[The task]: Extract the whole listing as it stands. Do not include the pictures.

[Dataset extract]:
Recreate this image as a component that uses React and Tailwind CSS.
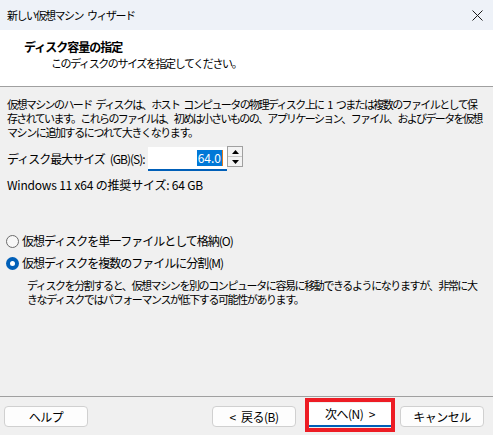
import { useState } from 'react';

function CloseIcon() {
  return (
    <svg width="11" height="11" viewBox="0 0 11 11" fill="none">
      <path d="M0.5 0.5L10.5 10.5M10.5 0.5L0.5 10.5" stroke="#1a1a1a" strokeWidth="1" />
    </svg>
  );
}

function Radio({ checked, label, onClick }) {
  return (
    <div className="flex h-[18px] items-center" onClick={onClick}>
      {checked ? (
        <span className="ml-[-1px] flex h-[13px] w-[13px] items-center justify-center rounded-full bg-[#005fb8]">
          <span className="h-[5px] w-[5px] rounded-full bg-white" />
        </span>
      ) : (
        <span className="ml-[-1px] h-[13px] w-[13px] rounded-full border border-[#6b6b6b] bg-[#f7f7f7]" />
      )}
      <span className="ml-[3px] text-[12px] leading-[16px] tracking-[-1px]">{label}</span>
    </div>
  );
}

function Spinner() {
  return (
    <div className="mt-[-1px] flex h-[21px] w-[16px] flex-col self-start border border-[#a0a0a0] bg-[#f3f3f3]">
      <div className="flex flex-1 items-center justify-center border-b border-[#c8c8c8]">
        <svg width="7" height="4" viewBox="0 0 7 4">
          <path d="M3.5 0L7 4H0Z" fill="#000" />
        </svg>
      </div>
      <div className="flex flex-1 items-center justify-center">
        <svg width="7" height="4" viewBox="0 0 7 4">
          <path d="M0 0H7L3.5 4Z" fill="#000" />
        </svg>
      </div>
    </div>
  );
}

function Button({ children }) {
  return (
    <div className="mt-[9px] flex h-[21px] w-[84px] items-center justify-center rounded-[4px] border border-[#d0d0d0] bg-[#fdfdfd] text-[12px] leading-[16px] tracking-[-0.5px]">
      {children}
    </div>
  );
}

export default function App() {
  const [split, setSplit] = useState(true);

  return (
    <div className="flex h-[435px] w-[493px] flex-col overflow-hidden bg-[#f0f0f0] font-['Noto_Sans_CJK_JP',sans-serif] text-black">
      {/* title bar */}
      <div className="flex h-[30px] items-center justify-between bg-[#eef2f8] pl-[7px] pr-[10px]">
        <span className="text-[11px] leading-[16px] tracking-[-1.5px]">{'新しい仮想マシン\u2002ウィザード'}</span>
        <CloseIcon />
      </div>

      {/* header */}
      <div className="h-[57px] border-b border-[#a0a0a0] bg-white pt-[9px]">
        <div className="pl-[24px] text-[12px] font-bold leading-[16px] tracking-[-1px]">ディスク容量の指定</div>
        <div className="pl-[51px] text-[11px] leading-[16px] tracking-[-1.4px]">このディスクのサイズを指定してください。</div>
      </div>

      {/* body */}
      <div className="flex-1 px-[7px] pt-[10px]">
        <div className="whitespace-nowrap text-[11px] leading-[14px]">
          <div className="tracking-[-1.6px]">{'仮想マシンのハード\u2002ディスクは、ホスト\u2002コンピュータの物理ディスク上に\u20021\u2002つまたは複数のファイルとして保'}</div>
          <div className="tracking-[-1.65px]">存されています。これらのファイルは、初めは小さいものの、アプリケーション、ファイル、およびデータを仮想</div>
          <div className="tracking-[-1.4px]">マシンに追加するにつれて大きくなります。</div>
        </div>

        <div className="mt-[8px] flex h-[24px] items-center">
          <span className="w-[141px] text-[12px] leading-[16px] tracking-[-1px]">{'ディスク最大サイズ\u2002(GB)(S):'}</span>
          <div className="flex h-[24px] w-[79px] items-center justify-end border-b-2 border-[#005fb8] bg-white pr-[4px]">
            <span className="bg-[#0078d7] px-[1px] text-[12px] leading-[16px] text-white">64.0</span>
            <span className="h-[16px] w-px bg-[#e07a1f]" />
          </div>
          <Spinner />
        </div>

        <div className="mt-[6px] text-[12px] leading-[16px] tracking-[-0.2px]">Windows 11 x64 の推奨サイズ: 64 GB</div>

        <div className="mt-[39px]">
          <Radio checked={!split} label="仮想ディスクを単一ファイルとして格納(O)" onClick={() => setSplit(false)} />
          <div className="mt-[4px]">
            <Radio checked={split} label="仮想ディスクを複数のファイルに分割(M)" onClick={() => setSplit(true)} />
          </div>
          <div className="mt-[6px] whitespace-nowrap pl-[20px] text-[11px] leading-[14px] tracking-[-1.4px]">
            <div>ディスクを分割すると、仮想マシンを別のコンピュータに容易に移動できるようになりますが、非常に大</div>
            <div>きなディスクではパフォーマンスが低下する可能性があります。</div>
          </div>
        </div>
      </div>

      {/* footer */}
      <div className="flex h-[39px] items-start border-t border-[#a0a0a0]">
        <div className="ml-[4px]">
          <Button>ヘルプ</Button>
        </div>
        <div className="flex-1" />
        <Button>{'<\u2002戻る(B)'}</Button>
        <div className="ml-[9px] mt-[1px] h-[34px] w-[90px] border-4 border-[#ed1c24] py-[1px]">
          <div className="flex h-[24px] w-full items-center justify-center border-b-2 border-[#005fb8] bg-white text-[12px] leading-[16px] tracking-[-0.5px]">
            {'次へ(N)\u2002>'}
          </div>
        </div>
        <div className="ml-[5px] mr-[9px]">
          <Button>キャンセル</Button>
        </div>
      </div>
    </div>
  );
}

[Output for this task]:
Recreate this image as a component that uses React and Tailwind CSS.
import { useState } from 'react';

function CloseIcon() {
  return (
    <svg width="11" height="11" viewBox="0 0 11 11" fill="none">
      <path d="M0.5 0.5L10.5 10.5M10.5 0.5L0.5 10.5" stroke="#1a1a1a" strokeWidth="1" />
    </svg>
  );
}

function Radio({ checked, label, onClick }) {
  return (
    <div className="flex h-[18px] items-center" onClick={onClick}>
      {checked ? (
        <span className="ml-[-1px] flex h-[13px] w-[13px] items-center justify-center rounded-full bg-[#005fb8]">
          <span className="h-[5px] w-[5px] rounded-full bg-white" />
        </span>
      ) : (
        <span className="ml-[-1px] h-[13px] w-[13px] rounded-full border border-[#6b6b6b] bg-[#f7f7f7]" />
      )}
      <span className="ml-[3px] text-[12px] leading-[16px] tracking-[-1px]">{label}</span>
    </div>
  );
}

function Spinner() {
  return (
    <div className="mt-[-1px] flex h-[21px] w-[16px] flex-col self-start border border-[#a0a0a0] bg-[#f3f3f3]">
      <div className="flex flex-1 items-center justify-center border-b border-[#c8c8c8]">
        <svg width="7" height="4" viewBox="0 0 7 4">
          <path d="M3.5 0L7 4H0Z" fill="#000" />
        </svg>
      </div>
      <div className="flex flex-1 items-center justify-center">
        <svg width="7" height="4" viewBox="0 0 7 4">
          <path d="M0 0H7L3.5 4Z" fill="#000" />
        </svg>
      </div>
    </div>
  );
}

function Button({ children }) {
  return (
    <div className="mt-[9px] flex h-[21px] w-[84px] items-center justify-center rounded-[4px] border border-[#d0d0d0] bg-[#fdfdfd] text-[12px] leading-[16px] tracking-[-0.5px]">
      {children}
    </div>
  );
}

export default function App() {
  const [split, setSplit] = useState(true);

  return (
    <div className="flex h-[435px] w-[493px] flex-col overflow-hidden bg-[#f0f0f0] font-['Noto_Sans_CJK_JP',sans-serif] text-black">
      {/* title bar */}
      <div className="flex h-[30px] items-center justify-between bg-[#eef2f8] pl-[7px] pr-[10px]">
        <span className="text-[11px] leading-[16px] tracking-[-1.5px]">{'新しい仮想マシン\u2002ウィザード'}</span>
        <CloseIcon />
      </div>

      {/* header */}
      <div className="h-[57px] border-b border-[#a0a0a0] bg-white pt-[9px]">
        <div className="pl-[24px] text-[12px] font-bold leading-[16px] tracking-[-1px]">ディスク容量の指定</div>
        <div className="pl-[51px] text-[11px] leading-[16px] tracking-[-1.4px]">このディスクのサイズを指定してください。</div>
      </div>

      {/* body */}
      <div className="flex-1 px-[7px] pt-[10px]">
        <div className="whitespace-nowrap text-[11px] leading-[14px]">
          <div className="tracking-[-1.6px]">{'仮想マシンのハード\u2002ディスクは、ホスト\u2002コンピュータの物理ディスク上に\u20021\u2002つまたは複数のファイルとして保'}</div>
          <div className="tracking-[-1.65px]">存されています。これらのファイルは、初めは小さいものの、アプリケーション、ファイル、およびデータを仮想</div>
          <div className="tracking-[-1.4px]">マシンに追加するにつれて大きくなります。</div>
        </div>

        <div className="mt-[8px] flex h-[24px] items-center">
          <span className="w-[141px] text-[12px] leading-[16px] tracking-[-1px]">{'ディスク最大サイズ\u2002(GB)(S):'}</span>
          <div className="flex h-[24px] w-[79px] items-center justify-end border-b-2 border-[#005fb8] bg-white pr-[4px]">
            <span className="bg-[#0078d7] px-[1px] text-[12px] leading-[16px] text-white">64.0</span>
            <span className="h-[16px] w-px bg-[#e07a1f]" />
          </div>
          <Spinner />
        </div>

        <div className="mt-[6px] text-[12px] leading-[16px] tracking-[-0.2px]">Windows 11 x64 の推奨サイズ: 64 GB</div>

        <div className="mt-[39px]">
          <Radio checked={!split} label="仮想ディスクを単一ファイルとして格納(O)" onClick={() => setSplit(false)} />
          <div className="mt-[4px]">
            <Radio checked={split} label="仮想ディスクを複数のファイルに分割(M)" onClick={() => setSplit(true)} />
          </div>
          <div className="mt-[6px] whitespace-nowrap pl-[20px] text-[11px] leading-[14px] tracking-[-1.4px]">
            <div>ディスクを分割すると、仮想マシンを別のコンピュータに容易に移動できるようになりますが、非常に大</div>
            <div>きなディスクではパフォーマンスが低下する可能性があります。</div>
          </div>
        </div>
      </div>

      {/* footer */}
      <div className="flex h-[39px] items-start border-t border-[#a0a0a0]">
        <div className="ml-[4px]">
          <Button>ヘルプ</Button>
        </div>
        <div className="flex-1" />
        <Button>{'<\u2002戻る(B)'}</Button>
        <div className="ml-[9px] mt-[1px] h-[34px] w-[90px] border-4 border-[#ed1c24] py-[1px]">
          <div className="flex h-[24px] w-full items-center justify-center border-b-2 border-[#005fb8] bg-white text-[12px] leading-[16px] tracking-[-0.5px]">
            {'次へ(N)\u2002>'}
          </div>
        </div>
        <div className="ml-[5px] mr-[9px]">
          <Button>キャンセル</Button>
        </div>
      </div>
    </div>
  );
}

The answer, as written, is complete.